- EXERCISE BRIEF
Your task is to transcribe all of the data below exactly, omitting the images.

"""

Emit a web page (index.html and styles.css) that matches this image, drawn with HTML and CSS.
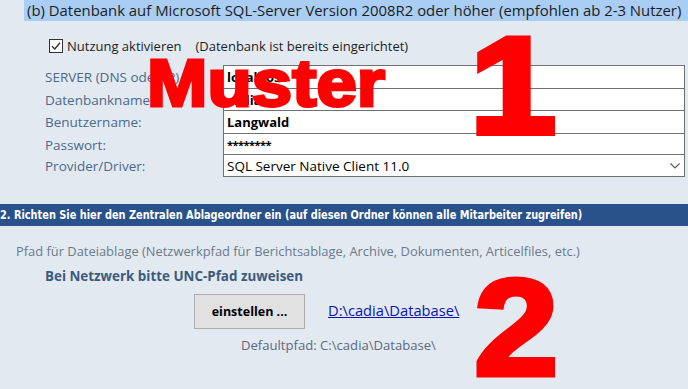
FILE: index.html
```html
<!DOCTYPE html>
<html lang="de">
<head>
  <meta charset="UTF-8">
  <title>Datenbank Einstellungen</title>
  <link rel="stylesheet" href="styles.css">
</head>
<body>
  <div class="page">
    <div class="db-title">(b) Datenbank auf Microsoft SQL-Server Version 2008R2 oder höher (empfohlen ab 2-3 Nutzer)</div>

    <div class="check-row">
      <svg class="checkbox" width="14" height="14" viewBox="0 0 14 14">
        <rect x="0.5" y="0.5" width="13" height="13" fill="#fbfcfd" stroke="#333"/>
        <path d="M3 7.2 L5.8 10 L11 3.8" fill="none" stroke="#333" stroke-width="1.4"/>
      </svg>
      <span class="check-label">Nutzung aktivieren</span>
      <span class="check-note">(Datenbank ist bereits eingerichtet)</span>
    </div>

    <div class="db-form">
      <div class="label">SERVER (DNS oder IP)</div>
      <div class="field h1">localhost</div>
      <div class="label">Datenbankname:</div>
      <div class="field h2">cadia</div>
      <div class="label">Benutzername:</div>
      <div class="field h1">Langwald</div>
      <div class="label">Passwort:</div>
      <div class="field h3 pw">********</div>
      <div class="label">Provider/Driver:</div>
      <div class="field h1 select last">
        <span>SQL Server Native Client 11.0</span>
        <svg width="10" height="6" viewBox="0 0 10 6"><path d="M0.5 0.5 L5 5 L9.5 0.5" fill="none" stroke="#555" stroke-width="1.1"/></svg>
      </div>
    </div>

    <div class="section-bar"><span>2. Richten Sie hier den Zentralen Ablageordner ein (auf diesen Ordner können alle Mitarbeiter zugreifen)</span></div>

    <p class="path-info">Pfad für Dateiablage (Netzwerkpfad für Berichtsablage, Archive, Dokumenten, Articelfiles, etc.)</p>
    <p class="unc-hint">Bei Netzwerk bitte UNC-Pfad zuweisen</p>

    <div class="path-row">
      <button class="set-btn">einstellen ...</button>
      <a class="path-link" href="#">D:\cadia\Database\</a>
    </div>
    <p class="default-path">Defaultpfad: C:\cadia\Database\</p>

    <!-- Stempel über dem Formular -->
    <div class="stamp stamp-muster">Muster</div>
    <div class="stamp stamp-one">1</div>
    <div class="stamp stamp-two">2</div>
  </div>
</body>
</html>
```

FILE: styles.css
```css
body {
  margin: 0;
  padding: 0;
  background-color: #e3e9f1;
  font-family: "Open Sans", "Noto Sans", sans-serif;
  overflow: hidden;
}

.page {
  position: relative;
  width: 688px;
  height: 389px;
  overflow: hidden;
}

.db-title {
  margin-left: 24px;
  height: 21px;
  line-height: 20px;
  padding-left: 3px;
  background-color: #aacdf4;
  color: #1d1d1d;
  font-size: 14.9px;
  white-space: nowrap;
  overflow: hidden;
}

.check-row {
  display: flex;
  align-items: center;
  height: 20px;
  margin-top: 15px;
  padding-left: 49px;
  font-size: 13px;
  color: #1d1d1d;
}

.checkbox {
  margin-right: 4px;
}

.check-note {
  margin-left: 14px;
}

.db-form {
  display: grid;
  grid-template-columns: 178px 462px;
  margin-top: 9px;
  margin-left: 45px;
}

.label {
  color: #4a6a8c;
  font-size: 13.5px;
  padding-top: 3px;
  white-space: nowrap;
}

.field {
  box-sizing: border-box;
  border: 1px solid #707070;
  border-bottom: none;
  background-color: #ffffff;
  padding-left: 3px;
  font-size: 13px;
  font-weight: bold;
  color: #000;
  display: flex;
  align-items: center;
}

.field.h1 { height: 23px; }
.field.h2 { height: 22px; }
.field.h3 { height: 21px; }

.field.pw {
  font-size: 11px;
  letter-spacing: -0.5px;
}

.field.last {
  border-bottom: 1px solid #707070;
}

.field.select {
  font-weight: normal;
  font-size: 13.5px;
  justify-content: space-between;
  padding-right: 4px;
}

.section-bar {
  margin-top: 27px;
  height: 22px;
  line-height: 22px;
  background-color: #2a528a;
  color: #ffffff;
  font-family: "Liberation Sans Narrow", "DejaVu Sans Condensed", sans-serif;
  font-weight: bold;
  font-size: 12.5px;
  white-space: nowrap;
}

.section-bar span {
  display: inline-block;
  transform: scaleX(0.87);
  transform-origin: left center;
}

.path-info {
  margin: 16px 0 0 16px;
  font-size: 12.9px;
  color: #6b7a8b;
  white-space: nowrap;
}

.unc-hint {
  margin: 7px 0 0 45px;
  font-size: 13.4px;
  font-weight: bold;
  color: #3c5b7c;
}

.path-row {
  display: flex;
  align-items: center;
  gap: 23px;
  margin: 9px 0 0 194px;
}

.set-btn {
  width: 111px;
  height: 35px;
  background-color: #e1e1e1;
  border: 1px solid #adadad;
  font-family: "Open Sans", sans-serif;
  font-weight: bold;
  font-size: 12.5px;
  color: #000;
  padding: 0;
}

.path-link {
  color: #0a14b4;
  font-size: 14.7px;
  text-decoration: underline;
  margin-top: -4px;
}

.default-path {
  margin: 7px 0 0 241px;
  font-size: 13.1px;
  color: #5b6b7d;
}

.stamp {
  position: absolute;
  color: #ff0000;
  font-family: "Liberation Sans", Arial, sans-serif;
  font-weight: bold;
  line-height: 1;
}

.stamp-muster {
  left: 147px;
  top: 50px;
  font-size: 66px;
  -webkit-text-stroke: 3px #ff0000;
  transform: scaleX(1.1);
  transform-origin: left top;
}

.stamp-one {
  left: 470px;
  top: 16px;
  font-size: 138px;
  -webkit-text-stroke: 6px #ff0000;
  transform: scaleX(1.12);
  transform-origin: left top;
}

.stamp-two {
  left: 474px;
  top: 258px;
  font-size: 138px;
  -webkit-text-stroke: 5px #ff0000;
  transform: scaleX(1.1);
  transform-origin: left top;
}
```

"""

- RESPONSE TO THIS TASK
Emit a web page (index.html and styles.css) that matches this image, drawn with HTML and CSS.
FILE: index.html
```html
<!DOCTYPE html>
<html lang="de">
<head>
  <meta charset="UTF-8">
  <title>Datenbank Einstellungen</title>
  <link rel="stylesheet" href="styles.css">
</head>
<body>
  <div class="page">
    <div class="db-title">(b) Datenbank auf Microsoft SQL-Server Version 2008R2 oder höher (empfohlen ab 2-3 Nutzer)</div>

    <div class="check-row">
      <svg class="checkbox" width="14" height="14" viewBox="0 0 14 14">
        <rect x="0.5" y="0.5" width="13" height="13" fill="#fbfcfd" stroke="#333"/>
        <path d="M3 7.2 L5.8 10 L11 3.8" fill="none" stroke="#333" stroke-width="1.4"/>
      </svg>
      <span class="check-label">Nutzung aktivieren</span>
      <span class="check-note">(Datenbank ist bereits eingerichtet)</span>
    </div>

    <div class="db-form">
      <div class="label">SERVER (DNS oder IP)</div>
      <div class="field h1">localhost</div>
      <div class="label">Datenbankname:</div>
      <div class="field h2">cadia</div>
      <div class="label">Benutzername:</div>
      <div class="field h1">Langwald</div>
      <div class="label">Passwort:</div>
      <div class="field h3 pw">********</div>
      <div class="label">Provider/Driver:</div>
      <div class="field h1 select last">
        <span>SQL Server Native Client 11.0</span>
        <svg width="10" height="6" viewBox="0 0 10 6"><path d="M0.5 0.5 L5 5 L9.5 0.5" fill="none" stroke="#555" stroke-width="1.1"/></svg>
      </div>
    </div>

    <div class="section-bar"><span>2. Richten Sie hier den Zentralen Ablageordner ein (auf diesen Ordner können alle Mitarbeiter zugreifen)</span></div>

    <p class="path-info">Pfad für Dateiablage (Netzwerkpfad für Berichtsablage, Archive, Dokumenten, Articelfiles, etc.)</p>
    <p class="unc-hint">Bei Netzwerk bitte UNC-Pfad zuweisen</p>

    <div class="path-row">
      <button class="set-btn">einstellen ...</button>
      <a class="path-link" href="#">D:\cadia\Database\</a>
    </div>
    <p class="default-path">Defaultpfad: C:\cadia\Database\</p>

    <!-- Stempel über dem Formular -->
    <div class="stamp stamp-muster">Muster</div>
    <div class="stamp stamp-one">1</div>
    <div class="stamp stamp-two">2</div>
  </div>
</body>
</html>
```

FILE: styles.css
```css
body {
  margin: 0;
  padding: 0;
  background-color: #e3e9f1;
  font-family: "Open Sans", "Noto Sans", sans-serif;
  overflow: hidden;
}

.page {
  position: relative;
  width: 688px;
  height: 389px;
  overflow: hidden;
}

.db-title {
  margin-left: 24px;
  height: 21px;
  line-height: 20px;
  padding-left: 3px;
  background-color: #aacdf4;
  color: #1d1d1d;
  font-size: 14.9px;
  white-space: nowrap;
  overflow: hidden;
}

.check-row {
  display: flex;
  align-items: center;
  height: 20px;
  margin-top: 15px;
  padding-left: 49px;
  font-size: 13px;
  color: #1d1d1d;
}

.checkbox {
  margin-right: 4px;
}

.check-note {
  margin-left: 14px;
}

.db-form {
  display: grid;
  grid-template-columns: 178px 462px;
  margin-top: 9px;
  margin-left: 45px;
}

.label {
  color: #4a6a8c;
  font-size: 13.5px;
  padding-top: 3px;
  white-space: nowrap;
}

.field {
  box-sizing: border-box;
  border: 1px solid #707070;
  border-bottom: none;
  background-color: #ffffff;
  padding-left: 3px;
  font-size: 13px;
  font-weight: bold;
  color: #000;
  display: flex;
  align-items: center;
}

.field.h1 { height: 23px; }
.field.h2 { height: 22px; }
.field.h3 { height: 21px; }

.field.pw {
  font-size: 11px;
  letter-spacing: -0.5px;
}

.field.last {
  border-bottom: 1px solid #707070;
}

.field.select {
  font-weight: normal;
  font-size: 13.5px;
  justify-content: space-between;
  padding-right: 4px;
}

.section-bar {
  margin-top: 27px;
  height: 22px;
  line-height: 22px;
  background-color: #2a528a;
  color: #ffffff;
  font-family: "Liberation Sans Narrow", "DejaVu Sans Condensed", sans-serif;
  font-weight: bold;
  font-size: 12.5px;
  white-space: nowrap;
}

.section-bar span {
  display: inline-block;
  transform: scaleX(0.87);
  transform-origin: left center;
}

.path-info {
  margin: 16px 0 0 16px;
  font-size: 12.9px;
  color: #6b7a8b;
  white-space: nowrap;
}

.unc-hint {
  margin: 7px 0 0 45px;
  font-size: 13.4px;
  font-weight: bold;
  color: #3c5b7c;
}

.path-row {
  display: flex;
  align-items: center;
  gap: 23px;
  margin: 9px 0 0 194px;
}

.set-btn {
  width: 111px;
  height: 35px;
  background-color: #e1e1e1;
  border: 1px solid #adadad;
  font-family: "Open Sans", sans-serif;
  font-weight: bold;
  font-size: 12.5px;
  color: #000;
  padding: 0;
}

.path-link {
  color: #0a14b4;
  font-size: 14.7px;
  text-decoration: underline;
  margin-top: -4px;
}

.default-path {
  margin: 7px 0 0 241px;
  font-size: 13.1px;
  color: #5b6b7d;
}

.stamp {
  position: absolute;
  color: #ff0000;
  font-family: "Liberation Sans", Arial, sans-serif;
  font-weight: bold;
  line-height: 1;
}

.stamp-muster {
  left: 147px;
  top: 50px;
  font-size: 66px;
  -webkit-text-stroke: 3px #ff0000;
  transform: scaleX(1.1);
  transform-origin: left top;
}

.stamp-one {
  left: 470px;
  top: 16px;
  font-size: 138px;
  -webkit-text-stroke: 6px #ff0000;
  transform: scaleX(1.12);
  transform-origin: left top;
}

.stamp-two {
  left: 474px;
  top: 258px;
  font-size: 138px;
  -webkit-text-stroke: 5px #ff0000;
  transform: scaleX(1.1);
  transform-origin: left top;
}
```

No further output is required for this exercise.